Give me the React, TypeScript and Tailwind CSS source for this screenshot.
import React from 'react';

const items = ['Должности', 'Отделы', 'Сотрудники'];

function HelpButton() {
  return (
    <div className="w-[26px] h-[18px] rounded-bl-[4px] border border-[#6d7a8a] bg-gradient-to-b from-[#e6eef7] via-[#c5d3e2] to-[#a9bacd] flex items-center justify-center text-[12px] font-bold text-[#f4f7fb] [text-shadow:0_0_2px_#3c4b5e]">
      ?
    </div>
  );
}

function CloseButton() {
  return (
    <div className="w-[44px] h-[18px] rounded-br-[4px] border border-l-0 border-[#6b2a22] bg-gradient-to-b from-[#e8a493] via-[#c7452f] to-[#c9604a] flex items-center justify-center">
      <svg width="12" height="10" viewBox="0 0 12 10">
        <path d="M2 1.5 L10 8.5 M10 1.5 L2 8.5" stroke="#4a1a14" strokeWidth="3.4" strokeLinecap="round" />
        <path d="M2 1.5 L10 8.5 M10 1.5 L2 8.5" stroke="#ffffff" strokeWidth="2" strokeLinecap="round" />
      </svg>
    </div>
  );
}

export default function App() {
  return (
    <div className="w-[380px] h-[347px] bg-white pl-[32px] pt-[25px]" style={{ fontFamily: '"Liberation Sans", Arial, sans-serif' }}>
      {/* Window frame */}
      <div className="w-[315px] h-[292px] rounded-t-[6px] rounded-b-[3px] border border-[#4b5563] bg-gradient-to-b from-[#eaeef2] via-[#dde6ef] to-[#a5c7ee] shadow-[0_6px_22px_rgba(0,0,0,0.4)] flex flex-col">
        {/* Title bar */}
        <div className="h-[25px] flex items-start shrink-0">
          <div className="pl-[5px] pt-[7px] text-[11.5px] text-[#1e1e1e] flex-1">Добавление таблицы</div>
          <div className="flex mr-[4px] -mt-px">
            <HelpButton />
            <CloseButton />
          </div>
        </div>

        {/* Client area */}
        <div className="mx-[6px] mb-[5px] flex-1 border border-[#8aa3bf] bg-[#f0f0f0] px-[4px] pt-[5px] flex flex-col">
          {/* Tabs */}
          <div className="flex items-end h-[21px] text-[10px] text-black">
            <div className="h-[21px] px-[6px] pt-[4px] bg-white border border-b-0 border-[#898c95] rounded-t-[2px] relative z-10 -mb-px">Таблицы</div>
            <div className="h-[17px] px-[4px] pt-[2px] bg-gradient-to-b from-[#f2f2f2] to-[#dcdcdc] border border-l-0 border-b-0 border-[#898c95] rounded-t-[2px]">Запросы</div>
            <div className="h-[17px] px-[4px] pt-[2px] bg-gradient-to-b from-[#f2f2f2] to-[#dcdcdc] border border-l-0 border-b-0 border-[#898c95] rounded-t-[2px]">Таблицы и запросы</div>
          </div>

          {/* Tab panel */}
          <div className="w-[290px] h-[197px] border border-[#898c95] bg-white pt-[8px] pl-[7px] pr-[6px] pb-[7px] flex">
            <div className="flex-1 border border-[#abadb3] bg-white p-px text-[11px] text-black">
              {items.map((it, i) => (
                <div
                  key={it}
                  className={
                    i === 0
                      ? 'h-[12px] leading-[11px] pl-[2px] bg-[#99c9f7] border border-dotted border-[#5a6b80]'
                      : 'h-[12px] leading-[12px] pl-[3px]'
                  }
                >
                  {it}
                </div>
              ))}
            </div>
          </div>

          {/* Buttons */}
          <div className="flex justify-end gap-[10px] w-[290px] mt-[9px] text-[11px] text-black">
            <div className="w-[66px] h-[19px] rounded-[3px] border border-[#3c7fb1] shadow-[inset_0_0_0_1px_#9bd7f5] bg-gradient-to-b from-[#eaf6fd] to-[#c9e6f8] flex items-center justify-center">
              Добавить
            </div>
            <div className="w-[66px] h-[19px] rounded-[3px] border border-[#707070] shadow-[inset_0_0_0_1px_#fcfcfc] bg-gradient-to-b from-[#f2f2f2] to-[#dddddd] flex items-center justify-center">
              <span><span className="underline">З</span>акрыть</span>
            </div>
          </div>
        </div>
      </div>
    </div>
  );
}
-*-
Exercise: Transcribe the entire listing above precisely.

Task result:
Give me the React, TypeScript and Tailwind CSS source for this screenshot.
import React from 'react';

const items = ['Должности', 'Отделы', 'Сотрудники'];

function HelpButton() {
  return (
    <div className="w-[26px] h-[18px] rounded-bl-[4px] border border-[#6d7a8a] bg-gradient-to-b from-[#e6eef7] via-[#c5d3e2] to-[#a9bacd] flex items-center justify-center text-[12px] font-bold text-[#f4f7fb] [text-shadow:0_0_2px_#3c4b5e]">
      ?
    </div>
  );
}

function CloseButton() {
  return (
    <div className="w-[44px] h-[18px] rounded-br-[4px] border border-l-0 border-[#6b2a22] bg-gradient-to-b from-[#e8a493] via-[#c7452f] to-[#c9604a] flex items-center justify-center">
      <svg width="12" height="10" viewBox="0 0 12 10">
        <path d="M2 1.5 L10 8.5 M10 1.5 L2 8.5" stroke="#4a1a14" strokeWidth="3.4" strokeLinecap="round" />
        <path d="M2 1.5 L10 8.5 M10 1.5 L2 8.5" stroke="#ffffff" strokeWidth="2" strokeLinecap="round" />
      </svg>
    </div>
  );
}

export default function App() {
  return (
    <div className="w-[380px] h-[347px] bg-white pl-[32px] pt-[25px]" style={{ fontFamily: '"Liberation Sans", Arial, sans-serif' }}>
      {/* Window frame */}
      <div className="w-[315px] h-[292px] rounded-t-[6px] rounded-b-[3px] border border-[#4b5563] bg-gradient-to-b from-[#eaeef2] via-[#dde6ef] to-[#a5c7ee] shadow-[0_6px_22px_rgba(0,0,0,0.4)] flex flex-col">
        {/* Title bar */}
        <div className="h-[25px] flex items-start shrink-0">
          <div className="pl-[5px] pt-[7px] text-[11.5px] text-[#1e1e1e] flex-1">Добавление таблицы</div>
          <div className="flex mr-[4px] -mt-px">
            <HelpButton />
            <CloseButton />
          </div>
        </div>

        {/* Client area */}
        <div className="mx-[6px] mb-[5px] flex-1 border border-[#8aa3bf] bg-[#f0f0f0] px-[4px] pt-[5px] flex flex-col">
          {/* Tabs */}
          <div className="flex items-end h-[21px] text-[10px] text-black">
            <div className="h-[21px] px-[6px] pt-[4px] bg-white border border-b-0 border-[#898c95] rounded-t-[2px] relative z-10 -mb-px">Таблицы</div>
            <div className="h-[17px] px-[4px] pt-[2px] bg-gradient-to-b from-[#f2f2f2] to-[#dcdcdc] border border-l-0 border-b-0 border-[#898c95] rounded-t-[2px]">Запросы</div>
            <div className="h-[17px] px-[4px] pt-[2px] bg-gradient-to-b from-[#f2f2f2] to-[#dcdcdc] border border-l-0 border-b-0 border-[#898c95] rounded-t-[2px]">Таблицы и запросы</div>
          </div>

          {/* Tab panel */}
          <div className="w-[290px] h-[197px] border border-[#898c95] bg-white pt-[8px] pl-[7px] pr-[6px] pb-[7px] flex">
            <div className="flex-1 border border-[#abadb3] bg-white p-px text-[11px] text-black">
              {items.map((it, i) => (
                <div
                  key={it}
                  className={
                    i === 0
                      ? 'h-[12px] leading-[11px] pl-[2px] bg-[#99c9f7] border border-dotted border-[#5a6b80]'
                      : 'h-[12px] leading-[12px] pl-[3px]'
                  }
                >
                  {it}
                </div>
              ))}
            </div>
          </div>

          {/* Buttons */}
          <div className="flex justify-end gap-[10px] w-[290px] mt-[9px] text-[11px] text-black">
            <div className="w-[66px] h-[19px] rounded-[3px] border border-[#3c7fb1] shadow-[inset_0_0_0_1px_#9bd7f5] bg-gradient-to-b from-[#eaf6fd] to-[#c9e6f8] flex items-center justify-center">
              Добавить
            </div>
            <div className="w-[66px] h-[19px] rounded-[3px] border border-[#707070] shadow-[inset_0_0_0_1px_#fcfcfc] bg-gradient-to-b from-[#f2f2f2] to-[#dddddd] flex items-center justify-center">
              <span><span className="underline">З</span>акрыть</span>
            </div>
          </div>
        </div>
      </div>
    </div>
  );
}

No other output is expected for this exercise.